> REQUEST: The entries below need to be written out exactly, with no pictures included.

> EXERCISE MATERIAL:

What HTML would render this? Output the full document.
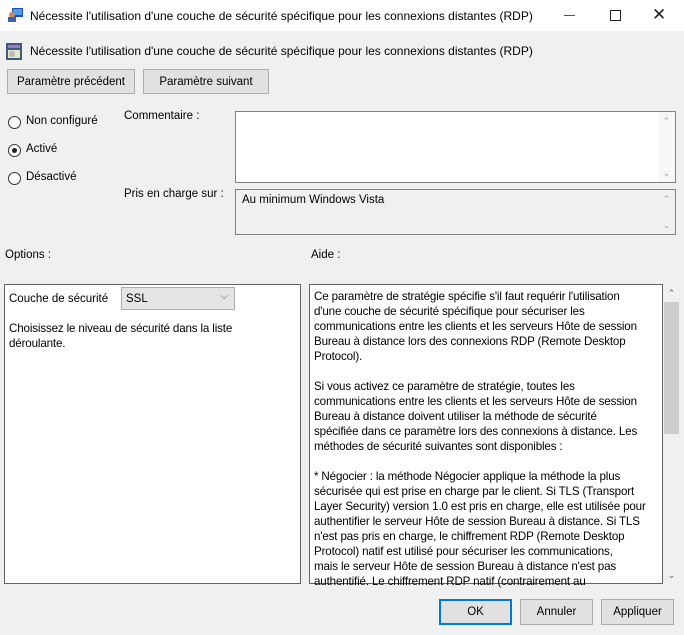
<!DOCTYPE html>
<html><head><meta charset="utf-8"><style>
*{box-sizing:border-box;margin:0;padding:0}
body{width:684px;height:635px;background:#f0f0f0;font-family:"Liberation Sans",sans-serif;font-size:11.5px;color:#000;position:relative;overflow:hidden}
.a{position:absolute;white-space:nowrap}
.btn{position:absolute;background:#e1e1e1;border:1px solid #adadad;display:flex;align-items:center;justify-content:center}
.box{position:absolute;border:1px solid #828282;background:#fff}
.sb{position:absolute;right:0;top:0;bottom:0;width:17px;background:#f0f0f0;color:#a0a0a0;font-size:9px;text-align:center}
.radio{position:absolute;width:13px;height:13px;border:1px solid #333;border-radius:50%;background:#fff}
.help{line-height:15px;letter-spacing:-0.15px;font-size:11.6px}
</style></head><body>
<div class="a" style="left:0;top:0;width:684px;height:31px;background:#fff"></div>
<svg class="a" style="left:7px;top:7px" width="17" height="16"><rect x="5" y="1" width="11" height="9" fill="#1a4fb8"/><rect x="6" y="2" width="9" height="6" fill="#4a9ff0"/><circle cx="5" cy="8" r="3" fill="#c58a5a"/><rect x="1" y="10" width="8" height="5" fill="#3d63a8"/></svg>
<div class="a" style="left:30px;top:9px;font-size:12px">Nécessite l'utilisation d'une couche de sécurité spécifique pour les connexions distantes (RDP)</div>
<div class="a" style="left:564px;top:15px;width:11px;height:1px;background:#555"></div>
<div class="a" style="left:610px;top:10px;width:11px;height:11px;border:1px solid #222"></div>
<div class="a" style="left:652px;top:5px;font-size:17px;color:#222">✕</div>
<svg class="a" style="left:6px;top:43px" width="16" height="17"><rect x="0" y="0" width="16" height="17" fill="#3b5c7a"/><rect x="2" y="2" width="12" height="3" fill="#9a77c8"/><rect x="2" y="7" width="12" height="8" fill="#e8e4c8"/><circle cx="6" cy="11" r="3" fill="#bbb"/></svg>
<div class="a" style="left:30px;top:44px;font-size:12px">Nécessite l'utilisation d'une couche de sécurité spécifique pour les connexions distantes (RDP)</div>
<div class="btn" style="left:7px;top:69px;width:128px;height:25px">Paramètre précédent</div>
<div class="btn" style="left:143px;top:69px;width:126px;height:25px">Paramètre suivant</div>
<div class="radio" style="left:8px;top:116px"></div><div class="a" style="left:26px;top:115px">Non configuré</div>
<div class="radio" style="left:8px;top:144px"><div style="position:absolute;left:3px;top:3px;width:5px;height:5px;border-radius:50%;background:#222"></div></div><div class="a" style="left:26px;top:143px">Activé</div>
<div class="radio" style="left:8px;top:172px"></div><div class="a" style="left:26px;top:171px">Désactivé</div>
<div class="a" style="left:124px;top:110px">Commentaire :</div>
<div class="box" style="left:235px;top:111px;width:441px;height:72px"><div class="sb" style="background:#f7f7f7"><div style="margin-top:4px">⌃</div><div style="position:absolute;bottom:3px;width:17px">⌄</div></div></div>
<div class="a" style="left:124px;top:188px">Pris en charge sur :</div>
<div class="box" style="left:235px;top:189px;width:441px;height:46px;background:#f0f0f0"><div class="a" style="left:6px;top:4px">Au minimum Windows Vista</div><div class="sb"><div style="margin-top:4px">⌃</div><div style="position:absolute;bottom:3px;width:17px">⌄</div></div></div>
<div class="a" style="left:5px;top:249px">Options :</div>
<div class="a" style="left:311px;top:249px">Aide :</div>
<div class="box" style="left:4px;top:284px;width:297px;height:300px;border-color:#646464">
<div class="a" style="left:4px;top:8px">Couche de sécurité</div>
<div class="a" style="left:116px;top:2px;width:114px;height:23px;background:#e5e5e5;border:1px solid #adadad"><span class="a" style="left:4px;top:5px">SSL</span><span class="a" style="right:6px;top:3px;color:#555;font-size:10px">⌵</span></div>
<div class="a help" style="left:4px;top:36px">Choisissez le niveau de sécurité dans la liste<br>déroulante.</div>
</div>
<div class="box" style="left:309px;top:284px;width:354px;height:300px;border-color:#646464">
<div class="a help" style="left:4px;top:4px">Ce paramètre de stratégie spécifie s'il faut requérir l'utilisation<br>d'une couche de sécurité spécifique pour sécuriser les<br>communications entre les clients et les serveurs Hôte de session<br>Bureau à distance lors des connexions RDP (Remote Desktop<br>Protocol).<br><br>Si vous activez ce paramètre de stratégie, toutes les<br>communications entre les clients et les serveurs Hôte de session<br>Bureau à distance doivent utiliser la méthode de sécurité<br>spécifiée dans ce paramètre lors des connexions à distance. Les<br>méthodes de sécurité suivantes sont disponibles :<br><br>* Négocier : la méthode Négocier applique la méthode la plus<br>sécurisée qui est prise en charge par le client. Si TLS (Transport<br>Layer Security) version 1.0 est pris en charge, elle est utilisée pour<br>authentifier le serveur Hôte de session Bureau à distance. Si TLS<br>n'est pas pris en charge, le chiffrement RDP (Remote Desktop<br>Protocol) natif est utilisé pour sécuriser les communications,<br>mais le serveur Hôte de session Bureau à distance n'est pas<br>authentifié. Le chiffrement RDP natif (contrairement au</div>
</div>
<div class="a" style="left:663px;top:284px;width:17px;height:300px;background:#f0f0f0;color:#606060;font-size:9px;text-align:center"><div style="margin-top:4px">⌃</div><div style="position:absolute;left:1px;top:18px;width:15px;height:132px;background:#cdcdcd"></div><div style="position:absolute;bottom:3px;width:17px">⌄</div></div>
<div class="btn" style="left:439px;top:599px;width:73px;height:26px;border:2px solid #0078d7">OK</div>
<div class="btn" style="left:520px;top:599px;width:73px;height:26px">Annuler</div>
<div class="btn" style="left:601px;top:599px;width:73px;height:26px">Appliquer</div>
</body></html>
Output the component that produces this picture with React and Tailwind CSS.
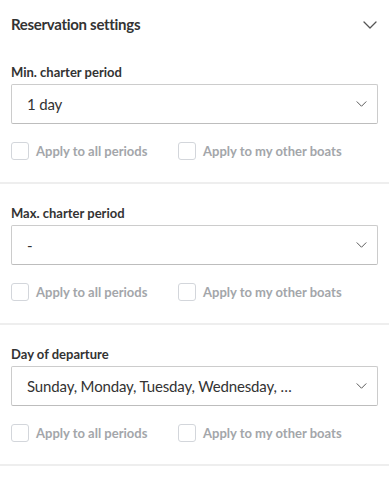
import React from "react";

const Chevron = ({ className }) => (
  <svg className={className} viewBox="0 0 14 8" fill="none">
    <path d="M1 1l6 6 6-6" stroke="#555" strokeWidth="1.3" strokeLinecap="round" strokeLinejoin="round" />
  </svg>
);

const Check = ({ label }) => (
  <label className="flex items-center gap-[7px]">
    <span className="w-[18px] h-[18px] rounded-[3px] border border-[#d3d6db] bg-white" />
    <span className="text-[13px] font-bold text-[#a3a6aa] leading-none">{label}</span>
  </label>
);

const Section = ({ label, value }) => (
  <div className="px-[11px] pt-[21px] pb-[22px] border-b-2 border-[#eeeeee]">
    <div className="text-[13px] font-bold text-[#333] leading-[16px]">{label}</div>
    <div className="mt-[4px] h-[40px] border border-[#cccccc] border-b-[#bdbdbd] rounded-[2px] flex items-center justify-between pl-[15px] pr-[10px]">
      <span className="text-[15px] tracking-[-0.15px] text-[#333]">{value}</span>
      <Chevron className="w-[11px] h-[6px]" />
    </div>
    <div className="mt-[18px] flex items-center">
      <div className="w-[167px]"><Check label="Apply to all periods" /></div>
      <Check label="Apply to my other boats" />
    </div>
  </div>
);

export default function App() {
  return (
    <div className="w-[389px] h-[480px] bg-white" style={{ fontFamily: "Lato, 'Noto Sans', sans-serif" }}>
      <div className="h-[43px] pt-[6px] px-[11px] flex items-center justify-between">
        <span className="text-[15px] font-bold tracking-[-0.3px] text-[#333]">Reservation settings</span>
        <Chevron className="w-[14px] h-[8px] mr-[1px]" />
      </div>
      <Section label="Min. charter period" value="1 day" />
      <Section label="Max. charter period" value="-" />
      <Section label="Day of departure" value="Sunday, Monday, Tuesday, Wednesday, …" />
    </div>
  );
}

> COMPLETE ANSWER:
What HTML would render this? Output the full document.
<!DOCTYPE html>
<html><head><meta charset="utf-8"><style>
*{box-sizing:border-box;margin:0;padding:0}
body{width:684px;height:635px;background:#f0f0f0;font-family:"Liberation Sans",sans-serif;font-size:11.5px;color:#000;position:relative;overflow:hidden}
.a{position:absolute;white-space:nowrap}
.btn{position:absolute;background:#e1e1e1;border:1px solid #adadad;display:flex;align-items:center;justify-content:center}
.box{position:absolute;border:1px solid #828282;background:#fff}
.sb{position:absolute;right:0;top:0;bottom:0;width:17px;background:#f0f0f0;color:#a0a0a0;font-size:9px;text-align:center}
.radio{position:absolute;width:13px;height:13px;border:1px solid #333;border-radius:50%;background:#fff}
.help{line-height:15px;letter-spacing:-0.15px;font-size:11.6px}
</style></head><body>
<div class="a" style="left:0;top:0;width:684px;height:31px;background:#fff"></div>
<svg class="a" style="left:7px;top:7px" width="17" height="16"><rect x="5" y="1" width="11" height="9" fill="#1a4fb8"/><rect x="6" y="2" width="9" height="6" fill="#4a9ff0"/><circle cx="5" cy="8" r="3" fill="#c58a5a"/><rect x="1" y="10" width="8" height="5" fill="#3d63a8"/></svg>
<div class="a" style="left:30px;top:9px;font-size:12px">Nécessite l'utilisation d'une couche de sécurité spécifique pour les connexions distantes (RDP)</div>
<div class="a" style="left:564px;top:15px;width:11px;height:1px;background:#555"></div>
<div class="a" style="left:610px;top:10px;width:11px;height:11px;border:1px solid #222"></div>
<div class="a" style="left:652px;top:5px;font-size:17px;color:#222">✕</div>
<svg class="a" style="left:6px;top:43px" width="16" height="17"><rect x="0" y="0" width="16" height="17" fill="#3b5c7a"/><rect x="2" y="2" width="12" height="3" fill="#9a77c8"/><rect x="2" y="7" width="12" height="8" fill="#e8e4c8"/><circle cx="6" cy="11" r="3" fill="#bbb"/></svg>
<div class="a" style="left:30px;top:44px;font-size:12px">Nécessite l'utilisation d'une couche de sécurité spécifique pour les connexions distantes (RDP)</div>
<div class="btn" style="left:7px;top:69px;width:128px;height:25px">Paramètre précédent</div>
<div class="btn" style="left:143px;top:69px;width:126px;height:25px">Paramètre suivant</div>
<div class="radio" style="left:8px;top:116px"></div><div class="a" style="left:26px;top:115px">Non configuré</div>
<div class="radio" style="left:8px;top:144px"><div style="position:absolute;left:3px;top:3px;width:5px;height:5px;border-radius:50%;background:#222"></div></div><div class="a" style="left:26px;top:143px">Activé</div>
<div class="radio" style="left:8px;top:172px"></div><div class="a" style="left:26px;top:171px">Désactivé</div>
<div class="a" style="left:124px;top:110px">Commentaire :</div>
<div class="box" style="left:235px;top:111px;width:441px;height:72px"><div class="sb" style="background:#f7f7f7"><div style="margin-top:4px">⌃</div><div style="position:absolute;bottom:3px;width:17px">⌄</div></div></div>
<div class="a" style="left:124px;top:188px">Pris en charge sur :</div>
<div class="box" style="left:235px;top:189px;width:441px;height:46px;background:#f0f0f0"><div class="a" style="left:6px;top:4px">Au minimum Windows Vista</div><div class="sb"><div style="margin-top:4px">⌃</div><div style="position:absolute;bottom:3px;width:17px">⌄</div></div></div>
<div class="a" style="left:5px;top:249px">Options :</div>
<div class="a" style="left:311px;top:249px">Aide :</div>
<div class="box" style="left:4px;top:284px;width:297px;height:300px;border-color:#646464">
<div class="a" style="left:4px;top:8px">Couche de sécurité</div>
<div class="a" style="left:116px;top:2px;width:114px;height:23px;background:#e5e5e5;border:1px solid #adadad"><span class="a" style="left:4px;top:5px">SSL</span><span class="a" style="right:6px;top:3px;color:#555;font-size:10px">⌵</span></div>
<div class="a help" style="left:4px;top:36px">Choisissez le niveau de sécurité dans la liste<br>déroulante.</div>
</div>
<div class="box" style="left:309px;top:284px;width:354px;height:300px;border-color:#646464">
<div class="a help" style="left:4px;top:4px">Ce paramètre de stratégie spécifie s'il faut requérir l'utilisation<br>d'une couche de sécurité spécifique pour sécuriser les<br>communications entre les clients et les serveurs Hôte de session<br>Bureau à distance lors des connexions RDP (Remote Desktop<br>Protocol).<br><br>Si vous activez ce paramètre de stratégie, toutes les<br>communications entre les clients et les serveurs Hôte de session<br>Bureau à distance doivent utiliser la méthode de sécurité<br>spécifiée dans ce paramètre lors des connexions à distance. Les<br>méthodes de sécurité suivantes sont disponibles :<br><br>* Négocier : la méthode Négocier applique la méthode la plus<br>sécurisée qui est prise en charge par le client. Si TLS (Transport<br>Layer Security) version 1.0 est pris en charge, elle est utilisée pour<br>authentifier le serveur Hôte de session Bureau à distance. Si TLS<br>n'est pas pris en charge, le chiffrement RDP (Remote Desktop<br>Protocol) natif est utilisé pour sécuriser les communications,<br>mais le serveur Hôte de session Bureau à distance n'est pas<br>authentifié. Le chiffrement RDP natif (contrairement au</div>
</div>
<div class="a" style="left:663px;top:284px;width:17px;height:300px;background:#f0f0f0;color:#606060;font-size:9px;text-align:center"><div style="margin-top:4px">⌃</div><div style="position:absolute;left:1px;top:18px;width:15px;height:132px;background:#cdcdcd"></div><div style="position:absolute;bottom:3px;width:17px">⌄</div></div>
<div class="btn" style="left:439px;top:599px;width:73px;height:26px;border:2px solid #0078d7">OK</div>
<div class="btn" style="left:520px;top:599px;width:73px;height:26px">Annuler</div>
<div class="btn" style="left:601px;top:599px;width:73px;height:26px">Appliquer</div>
</body></html>
Output the component that produces this picture with React and Tailwind CSS.
import React from "react";

const Chevron = ({ className }) => (
  <svg className={className} viewBox="0 0 14 8" fill="none">
    <path d="M1 1l6 6 6-6" stroke="#555" strokeWidth="1.3" strokeLinecap="round" strokeLinejoin="round" />
  </svg>
);

const Check = ({ label }) => (
  <label className="flex items-center gap-[7px]">
    <span className="w-[18px] h-[18px] rounded-[3px] border border-[#d3d6db] bg-white" />
    <span className="text-[13px] font-bold text-[#a3a6aa] leading-none">{label}</span>
  </label>
);

const Section = ({ label, value }) => (
  <div className="px-[11px] pt-[21px] pb-[22px] border-b-2 border-[#eeeeee]">
    <div className="text-[13px] font-bold text-[#333] leading-[16px]">{label}</div>
    <div className="mt-[4px] h-[40px] border border-[#cccccc] border-b-[#bdbdbd] rounded-[2px] flex items-center justify-between pl-[15px] pr-[10px]">
      <span className="text-[15px] tracking-[-0.15px] text-[#333]">{value}</span>
      <Chevron className="w-[11px] h-[6px]" />
    </div>
    <div className="mt-[18px] flex items-center">
      <div className="w-[167px]"><Check label="Apply to all periods" /></div>
      <Check label="Apply to my other boats" />
    </div>
  </div>
);

export default function App() {
  return (
    <div className="w-[389px] h-[480px] bg-white" style={{ fontFamily: "Lato, 'Noto Sans', sans-serif" }}>
      <div className="h-[43px] pt-[6px] px-[11px] flex items-center justify-between">
        <span className="text-[15px] font-bold tracking-[-0.3px] text-[#333]">Reservation settings</span>
        <Chevron className="w-[14px] h-[8px] mr-[1px]" />
      </div>
      <Section label="Min. charter period" value="1 day" />
      <Section label="Max. charter period" value="-" />
      <Section label="Day of departure" value="Sunday, Monday, Tuesday, Wednesday, …" />
    </div>
  );
}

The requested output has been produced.